Look through the data below and return each line where "React" appears.

§ Data block
+--

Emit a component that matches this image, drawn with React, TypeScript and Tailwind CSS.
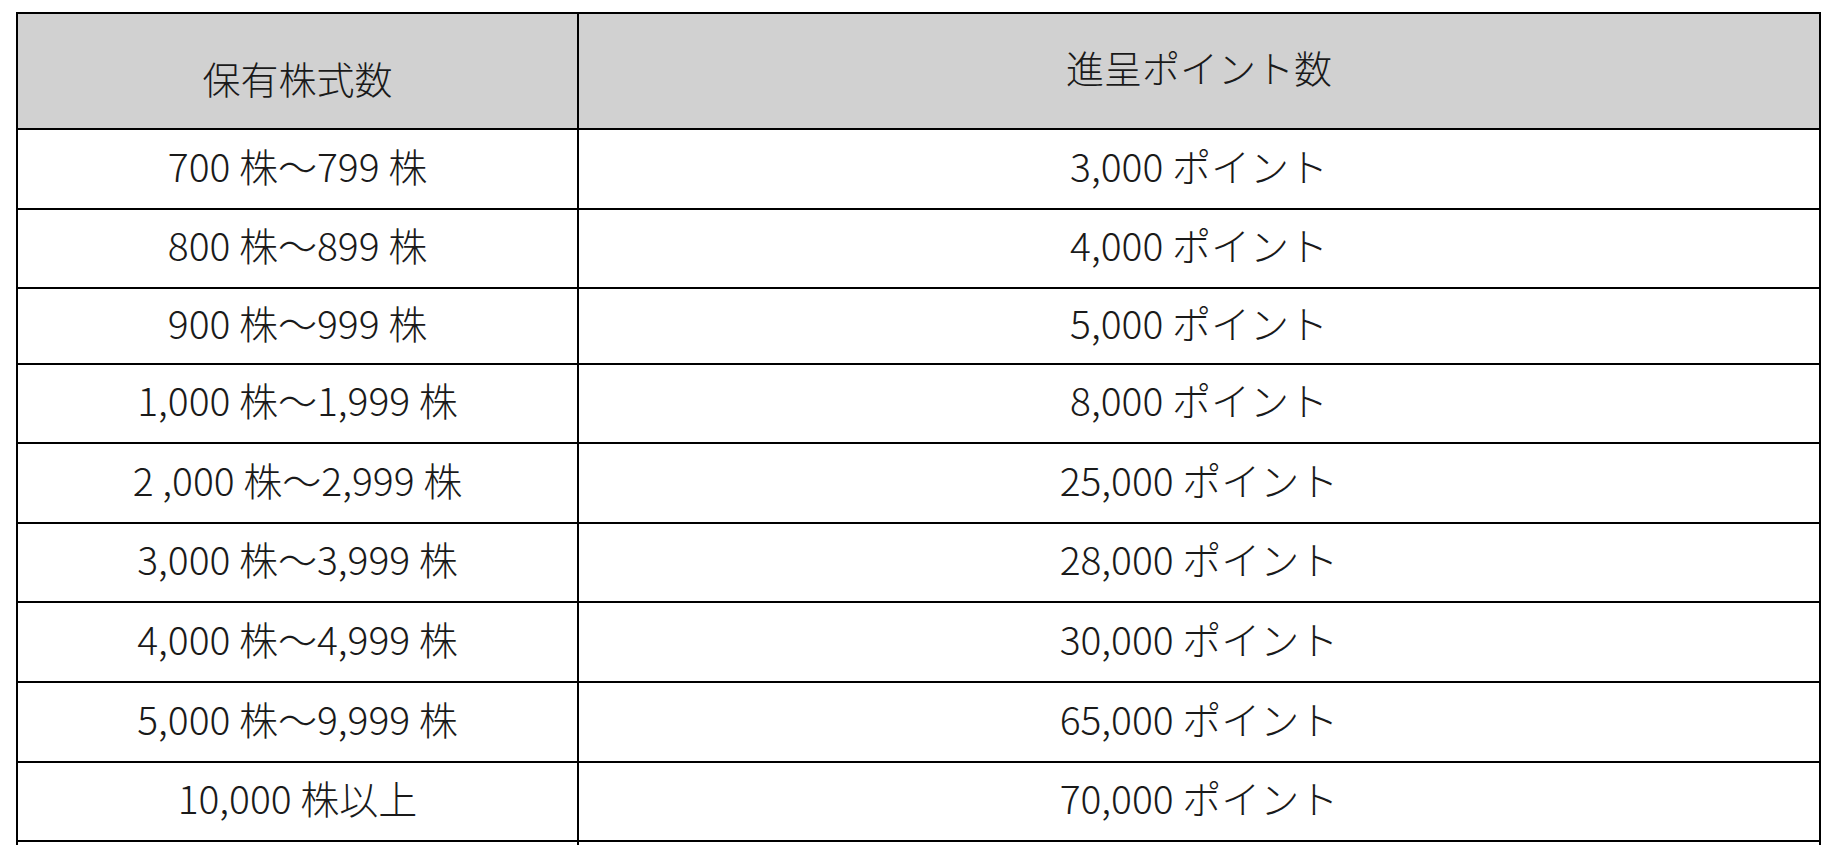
import React from "react";

const rows: { left: string; right: string; h: string }[] = [
  { left: "700 株～799 株", right: "3,000 ポイント", h: "h-[80px]" },
  { left: "800 株～899 株", right: "4,000 ポイント", h: "h-[79px]" },
  { left: "900 株～999 株", right: "5,000 ポイント", h: "h-[76px]" },
  { left: "1,000 株～1,999 株", right: "8,000 ポイント", h: "h-[79px]" },
  { left: "2 ,000 株～2,999 株", right: "25,000 ポイント", h: "h-[80px]" },
  { left: "3,000 株～3,999 株", right: "28,000 ポイント", h: "h-[79px]" },
  { left: "4,000 株～4,999 株", right: "30,000 ポイント", h: "h-[80px]" },
  { left: "5,000 株～9,999 株", right: "65,000 ポイント", h: "h-[80px]" },
  { left: "10,000 株以上", right: "70,000 ポイント", h: "h-[79px]" },
];

export default function App() {
  return (
    <div
      className="w-[1844px] h-[856px] bg-white overflow-hidden text-[#1a1a1a] font-light"
      style={{ fontFamily: '"Noto Sans CJK JP", "Noto Sans", sans-serif' }}
    >
      <div className="ml-[16px] mt-[12px] w-[1805px] border-l-2 border-t-2 border-black">
        <div className="flex h-[116px] bg-[#d1d1d1]">
          <div className="w-[561px] border-r-2 border-b-2 border-black flex items-center justify-center pt-[14px] text-[38px] leading-none">
            保有株式数
          </div>
          <div className="w-[1242px] border-r-2 border-b-2 border-black flex items-center justify-center pb-[8px] text-[38px] leading-none">
            進呈ポイント数
          </div>
        </div>
        {rows.map((r, i) => (
          <div key={i} className={`flex ${r.h}`}>
            <div className="w-[561px] border-r-2 border-b-2 border-black flex items-center justify-center pb-[8px] text-[39px] leading-none whitespace-pre">
              {r.left}
            </div>
            <div className="w-[1242px] border-r-2 border-b-2 border-black flex items-center justify-center pb-[8px] text-[39px] leading-none whitespace-pre">
              {r.right}
            </div>
          </div>
        ))}
        <div className="flex h-[3px]">
          <div className="w-[561px] border-r-2 border-black" />
          <div className="w-[1242px] border-r-2 border-black" />
        </div>
      </div>
    </div>
  );
}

+--

§ Problem solution
Emit a component that matches this image, drawn with React, TypeScript and Tailwind CSS.
import React from "react";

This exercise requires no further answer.